- Title card
- Written by: Neil Fisher
- Directed by: George A. Romero
- Starring: O. J. Simpson
- Country of origin: United States
- Original language: English

Production
- Producers: Richard P. Rubinstein Jane Prosnit
- Cinematography: S. William Hinzman
- Editor: George A. Romero
- Running time: 47 minutes

Original release
- Network: ABC
- Release: December 28, 1974

= O. J. Simpson: Juice on the Loose =

1974 film by George A. Romero

O. J. Simpson: Juice on the Loose is a 1974 sports documentary film directed by George A. Romero, about American football player O. J. Simpson.

==Summary==
The documentary follows the career of O.J. Simpson, the upcoming running back (#32) for the Buffalo Bills football team.
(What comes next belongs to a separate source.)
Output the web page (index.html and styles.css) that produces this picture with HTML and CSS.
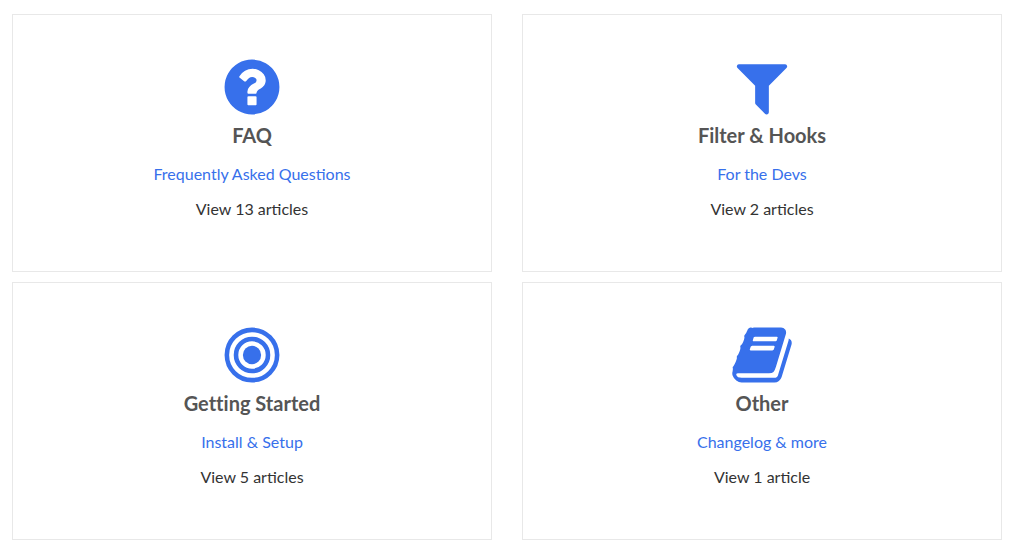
FILE: index.html
```html
<!DOCTYPE html>
<html lang="en">
<head>
  <meta charset="UTF-8" />
  <meta name="viewport" content="width=device-width, initial-scale=1.0" />
  <title>Documentation</title>
  <link rel="stylesheet" href="styles.css">
</head>
<body>
  <main class="categories">
    <section class="category">
      <svg class="category-icon" viewBox="0 0 1792 1792" aria-hidden="true">
        <path d="M1024 1376v-192q0-14-9-23t-23-9h-192q-14 0-23 9t-9 23v192q0 14 9 23t23 9h192q14 0 23-9t9-23zm256-672q0-88-55.500-163t-138.500-116-170-41q-243 0-371 213-15 24 8 42l132 100q7 6 19 6 16 0 25-12 53-68 86-92 34-24 86-24 48 0 85.500 26t37.500 59q0 38-20 61t-68 45q-63 28-115.500 86.500t-52.500 125.500v36q0 14 9 23t23 9h192q14 0 23-9t9-23q0-19 21.500-49.500t54.500-49.500q32-18 49-28.500t46-35 44.500-48 28-60.500 12.500-81zm384 192q0 209-103 385.500t-279.500 279.500-385.500 103-385.500-103-279.500-279.500-103-385.500 103-385.500 279.500-279.500 385.500-103 385.500 103 279.500 279.500 103 385.500z"/>
      </svg>
      <h2>FAQ</h2>
      <p><a href="#faq">Frequently Asked Questions</a></p>
      <p>View 13 articles</p>
    </section>

    <section class="category">
      <svg class="category-icon" viewBox="0 0 1792 1792" aria-hidden="true">
        <path d="M1595 295q17 41-14 70l-493 493v742q0 42-39 59-13 5-25 5-27 0-45-19l-256-256q-19-19-19-45v-486l-493-493q-31-29-14-70 17-39 59-39h1280q42 0 59 39z"/>
      </svg>
      <h2>Filter &amp; Hooks</h2>
      <p><a href="#filter-hooks">For the Devs</a></p>
      <p>View 2 articles</p>
    </section>

    <section class="category">
      <svg class="category-icon" viewBox="0 0 1792 1792" aria-hidden="true">
        <circle cx="896" cy="896" r="256"/>
        <circle class="ring" cx="896" cy="896" r="448"/>
        <circle class="ring" cx="896" cy="896" r="704"/>
      </svg>
      <h2>Getting Started</h2>
      <p><a href="#getting-started">Install &amp; Setup</a></p>
      <p>View 5 articles</p>
    </section>

    <section class="category">
      <svg class="category-icon" viewBox="0 0 1792 1792" aria-hidden="true">
        <path d="M1703 478q40 57 18 129l-275 906q-19 64-76.500 107.500t-122.500 43.500h-923q-77 0-148.500-53.500t-99.500-131.500q-24-67-2-127 0-4 3-27t4-37q1-8-3-21.500t-3-19.500q2-11 8-21t16.500-23.500 16.500-23.500q23-38 45-91.500t30-91.500q3-10 .5-30t-.5-28q3-11 17-28t17-23q21-36 42-92t25-90q1-9-2.500-32t.5-28q4-13 22-30.500t22-22.500q19-26 42.500-84.500t27.500-96.500q1-8-3-25.500t-2-26.500q2-8 9-18t18-23 17-21q8-12 16.500-30.500t15-35 16-36 19.500-32 26.500-23.500 36-11.500 47.500 5.500l-1 3q38-9 51-9h761q74 0 114 56t18 130l-274 906q-36 119-71.500 153.500t-128.500 34.500h-869q-27 0-38 15-11 16-1 43 24 70 144 70h923q29 0 56-15.500t35-41.500l300-987q7-22 5-57 38 15 59 43zm-1064 2q-4 13 2 22.500t20 9.500h608q13 0 25.500-9.500t16.500-22.500l21-64q4-13-2-22.500t-20-9.500h-608q-13 0-25.500 9.500t-16.500 22.500zm-83 256q-4 13 2 22.500t20 9.500h608q13 0 25.500-9.500t16.500-22.500l21-64q4-13-2-22.500t-20-9.500h-608q-13 0-25.500 9.500t-16.500 22.500z"/>
      </svg>
      <h2>Other</h2>
      <p><a href="#other">Changelog &amp; more</a></p>
      <p>View 1 article</p>
    </section>
  </main>
</body>
</html>
```

FILE: styles.css
```css
body {
  margin: 0;
  background-color: #fff;
  color: #333;
  font-family: Lato, sans-serif;
  font-size: 16px;
  line-height: 25px;
}
.categories {
  display: grid;
  grid-template-columns: 1fr 1fr;
  gap: 10px 30px;
  padding: 14px 15px 10px 12px;
}
.category {
  padding: 40px 20px;
  border: 1px solid #e8e8e8;
  text-align: center;
}
.category-icon {
  display: block;
  width: 64px;
  height: 64px;
  margin: 0 auto;
  fill: #3770eb;
}
.ring {
  fill: none;
  stroke: #3770eb;
  stroke-width: 128;
}
h2 {
  margin: 0 0 10px;
  color: #555;
  font-size: 20px;
  font-weight: bold;
  font-variant-ligatures: none;
  line-height: 32px;
}
p {
  margin: 0 0 10px;
}
a {
  color: #3770eb;
  text-decoration: none;
}
a:hover {
  text-decoration: underline;
}
```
This film also include highlights from the 1973 Buffalo Bills season with the day (December 16, 1973) O.J. became the first Pro football player to reach 2,000 yards in a single season.

==Cast==
- O. J. Simpson
- Marvin Goux
- Earl Edwards
- Reggie McKenzie
- Howard Cosell
- Larry Felser
- Dwight Chapin
- Eunice Simpson
- Shirley Baker
- Melvin Simpson
- AC Carenagens
- Marilyn O'Brien
- Chuck Barnes
- Margarite Simpson

==Release and distribution==
The film was later re-released by Vidmark in 1994 during the O. J. Simpson murder case.